#### Supplied data ####
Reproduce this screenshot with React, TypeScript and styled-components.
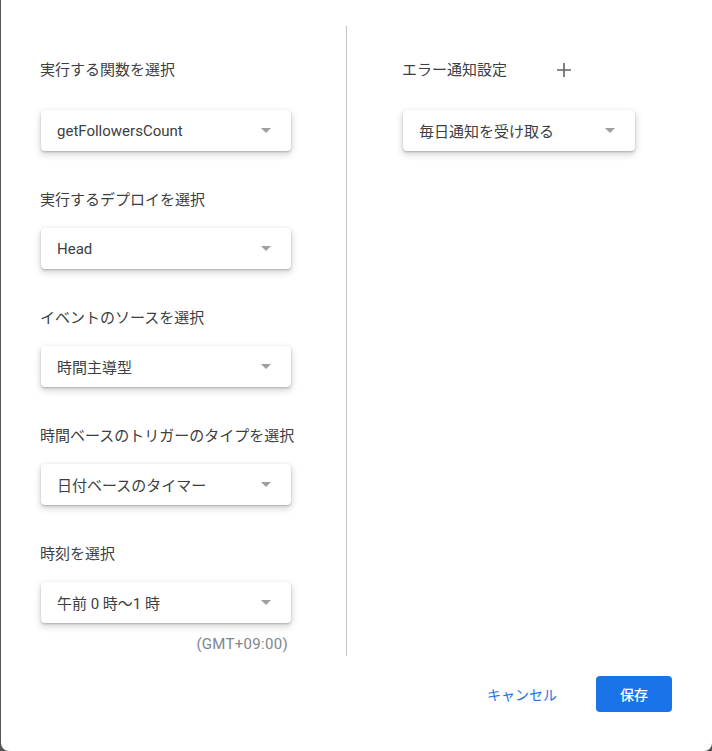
import React from 'react';
import styled, { createGlobalStyle } from 'styled-components';

const GlobalStyle = createGlobalStyle`
  html, body {
    margin: 0;
    padding: 0;
    background: #555555;
  }
  body {
    font-family: Roboto, "Noto Sans CJK JP", sans-serif;
  }
`;

const Backdrop = styled.div`
  width: 712px;
  height: 751px;
  padding-left: 1px;
  box-sizing: border-box;
  background: #555555;
`;

const Dialog = styled.div`
  height: 100%;
  background: #ffffff;
  border-radius: 0 0 8px 8px;
  display: flex;
  flex-direction: column;
  padding-top: 26px;
  box-sizing: border-box;
`;

const Columns = styled.div`
  display: flex;
  height: 630px;
`;

const LeftColumn = styled.div`
  width: 346px;
  padding: 34px 0 0 39px;
  box-sizing: border-box;
  border-right: 1px solid #c4c4c4;
`;

const RightColumn = styled.div`
  flex: 1;
  padding: 34px 0 0 55px;
`;

const Group = styled.div`
  display: flex;
  flex-direction: column;
  align-items: flex-start;
  & + & {
    margin-top: 39px;
  }
`;

const LabelRow = styled.div<{ $first?: boolean }>`
  display: flex;
  align-items: center;
  height: 20px;
  margin-bottom: ${({ $first }) => ($first ? '30px' : '18px')};
`;

const Label = styled.span`
  font-size: 15px;
  line-height: 20px;
  color: #3c4043;
`;

const AddButton = styled.button`
  display: flex;
  align-items: center;
  justify-content: center;
  width: 24px;
  height: 24px;
  margin-left: 45px;
  padding: 0;
  border: none;
  background: none;
  color: #5f6368;
  cursor: pointer;
`;

const SelectBox = styled.div<{ $width: number }>`
  width: ${({ $width }) => $width}px;
  height: 41px;
  margin-left: 1px;
  display: flex;
  align-items: center;
  justify-content: space-between;
  padding: 0 20px 0 16px;
  box-sizing: border-box;
  background: #ffffff;
  border-radius: 4px;
  box-shadow: 0 1px 2px rgba(60, 64, 67, 0.3), 0 3px 6px 1px rgba(60, 64, 67, 0.2);
`;

const SelectValue = styled.span`
  font-size: 15px;
  color: #3c4043;
  white-space: nowrap;
`;

const Arrow = styled.span`
  width: 0;
  height: 0;
  border-left: 5.5px solid transparent;
  border-right: 5.5px solid transparent;
  border-top: 5px solid #9e9e9e;
`;

const TimezoneNote = styled.div`
  width: 248px;
  margin-top: 11px;
  text-align: right;
  font-size: 15px;
  letter-spacing: 0.3px;
  line-height: 20px;
  color: #80868b;
`;

const Footer = styled.div`
  display: flex;
  justify-content: flex-end;
  align-items: center;
  padding: 20px 40px 0 0;
`;

const TextButton = styled.button`
  height: 36px;
  padding: 0 24px;
  margin-right: 15px;
  border: none;
  background: none;
  font-family: inherit;
  font-size: 14px;
  color: #1a73e8;
  cursor: pointer;
`;

const PrimaryButton = styled.button`
  width: 76px;
  height: 36px;
  border: none;
  border-radius: 4px;
  background: #1a73e8;
  color: #ffffff;
  font-family: inherit;
  font-size: 14px;
  font-weight: 500;
  cursor: pointer;
`;

const Select: React.FC<{ value: string; width?: number }> = ({ value, width = 250 }) => (
  <SelectBox $width={width}>
    <SelectValue>{value}</SelectValue>
    <Arrow />
  </SelectBox>
);

const fields = [
  { label: '実行する関数を選択', value: 'getFollowersCount' },
  { label: '実行するデプロイを選択', value: 'Head' },
  { label: 'イベントのソースを選択', value: '時間主導型' },
  { label: '時間ベースのトリガーのタイプを選択', value: '日付ベースのタイマー' },
  { label: '時刻を選択', value: '午前 0 時～1 時' },
];

const App: React.FC = () => (
  <>
    <GlobalStyle />
    <Backdrop>
      <Dialog>
        <Columns>
          <LeftColumn>
            {fields.map((f, i) => (
              <Group key={f.label}>
                <LabelRow $first={i === 0}>
                  <Label>{f.label}</Label>
                </LabelRow>
                <Select value={f.value} />
                {i === fields.length - 1 && <TimezoneNote>(GMT+09:00)</TimezoneNote>}
              </Group>
            ))}
          </LeftColumn>
          <RightColumn>
            <Group>
              <LabelRow $first>
                <Label>エラー通知設定</Label>
                <AddButton aria-label="追加">
                  <svg width="24" height="24" viewBox="0 0 24 24">
                    <path d="M19 12.8h-6.2V19h-1.6v-6.2H5v-1.6h6.2V5h1.6v6.2H19z" fill="currentColor" />
                  </svg>
                </AddButton>
              </LabelRow>
              <Select value="毎日通知を受け取る" width={232} />
            </Group>
          </RightColumn>
        </Columns>
        <Footer>
          <TextButton>キャンセル</TextButton>
          <PrimaryButton>保存</PrimaryButton>
        </Footer>
      </Dialog>
    </Backdrop>
  </>
);

export default App;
####
_What is being asked:_
Word for word, quote the lines above. Omit the pictures.

_Answer:_
Reproduce this screenshot with React, TypeScript and styled-components.
import React from 'react';
import styled, { createGlobalStyle } from 'styled-components';

const GlobalStyle = createGlobalStyle`
  html, body {
    margin: 0;
    padding: 0;
    background: #555555;
  }
  body {
    font-family: Roboto, "Noto Sans CJK JP", sans-serif;
  }
`;

const Backdrop = styled.div`
  width: 712px;
  height: 751px;
  padding-left: 1px;
  box-sizing: border-box;
  background: #555555;
`;

const Dialog = styled.div`
  height: 100%;
  background: #ffffff;
  border-radius: 0 0 8px 8px;
  display: flex;
  flex-direction: column;
  padding-top: 26px;
  box-sizing: border-box;
`;

const Columns = styled.div`
  display: flex;
  height: 630px;
`;

const LeftColumn = styled.div`
  width: 346px;
  padding: 34px 0 0 39px;
  box-sizing: border-box;
  border-right: 1px solid #c4c4c4;
`;

const RightColumn = styled.div`
  flex: 1;
  padding: 34px 0 0 55px;
`;

const Group = styled.div`
  display: flex;
  flex-direction: column;
  align-items: flex-start;
  & + & {
    margin-top: 39px;
  }
`;

const LabelRow = styled.div<{ $first?: boolean }>`
  display: flex;
  align-items: center;
  height: 20px;
  margin-bottom: ${({ $first }) => ($first ? '30px' : '18px')};
`;

const Label = styled.span`
  font-size: 15px;
  line-height: 20px;
  color: #3c4043;
`;

const AddButton = styled.button`
  display: flex;
  align-items: center;
  justify-content: center;
  width: 24px;
  height: 24px;
  margin-left: 45px;
  padding: 0;
  border: none;
  background: none;
  color: #5f6368;
  cursor: pointer;
`;

const SelectBox = styled.div<{ $width: number }>`
  width: ${({ $width }) => $width}px;
  height: 41px;
  margin-left: 1px;
  display: flex;
  align-items: center;
  justify-content: space-between;
  padding: 0 20px 0 16px;
  box-sizing: border-box;
  background: #ffffff;
  border-radius: 4px;
  box-shadow: 0 1px 2px rgba(60, 64, 67, 0.3), 0 3px 6px 1px rgba(60, 64, 67, 0.2);
`;

const SelectValue = styled.span`
  font-size: 15px;
  color: #3c4043;
  white-space: nowrap;
`;

const Arrow = styled.span`
  width: 0;
  height: 0;
  border-left: 5.5px solid transparent;
  border-right: 5.5px solid transparent;
  border-top: 5px solid #9e9e9e;
`;

const TimezoneNote = styled.div`
  width: 248px;
  margin-top: 11px;
  text-align: right;
  font-size: 15px;
  letter-spacing: 0.3px;
  line-height: 20px;
  color: #80868b;
`;

const Footer = styled.div`
  display: flex;
  justify-content: flex-end;
  align-items: center;
  padding: 20px 40px 0 0;
`;

const TextButton = styled.button`
  height: 36px;
  padding: 0 24px;
  margin-right: 15px;
  border: none;
  background: none;
  font-family: inherit;
  font-size: 14px;
  color: #1a73e8;
  cursor: pointer;
`;

const PrimaryButton = styled.button`
  width: 76px;
  height: 36px;
  border: none;
  border-radius: 4px;
  background: #1a73e8;
  color: #ffffff;
  font-family: inherit;
  font-size: 14px;
  font-weight: 500;
  cursor: pointer;
`;

const Select: React.FC<{ value: string; width?: number }> = ({ value, width = 250 }) => (
  <SelectBox $width={width}>
    <SelectValue>{value}</SelectValue>
    <Arrow />
  </SelectBox>
);

const fields = [
  { label: '実行する関数を選択', value: 'getFollowersCount' },
  { label: '実行するデプロイを選択', value: 'Head' },
  { label: 'イベントのソースを選択', value: '時間主導型' },
  { label: '時間ベースのトリガーのタイプを選択', value: '日付ベースのタイマー' },
  { label: '時刻を選択', value: '午前 0 時～1 時' },
];

const App: React.FC = () => (
  <>
    <GlobalStyle />
    <Backdrop>
      <Dialog>
        <Columns>
          <LeftColumn>
            {fields.map((f, i) => (
              <Group key={f.label}>
                <LabelRow $first={i === 0}>
                  <Label>{f.label}</Label>
                </LabelRow>
                <Select value={f.value} />
                {i === fields.length - 1 && <TimezoneNote>(GMT+09:00)</TimezoneNote>}
              </Group>
            ))}
          </LeftColumn>
          <RightColumn>
            <Group>
              <LabelRow $first>
                <Label>エラー通知設定</Label>
                <AddButton aria-label="追加">
                  <svg width="24" height="24" viewBox="0 0 24 24">
                    <path d="M19 12.8h-6.2V19h-1.6v-6.2H5v-1.6h6.2V5h1.6v6.2H19z" fill="currentColor" />
                  </svg>
                </AddButton>
              </LabelRow>
              <Select value="毎日通知を受け取る" width={232} />
            </Group>
          </RightColumn>
        </Columns>
        <Footer>
          <TextButton>キャンセル</TextButton>
          <PrimaryButton>保存</PrimaryButton>
        </Footer>
      </Dialog>
    </Backdrop>
  </>
);

export default App;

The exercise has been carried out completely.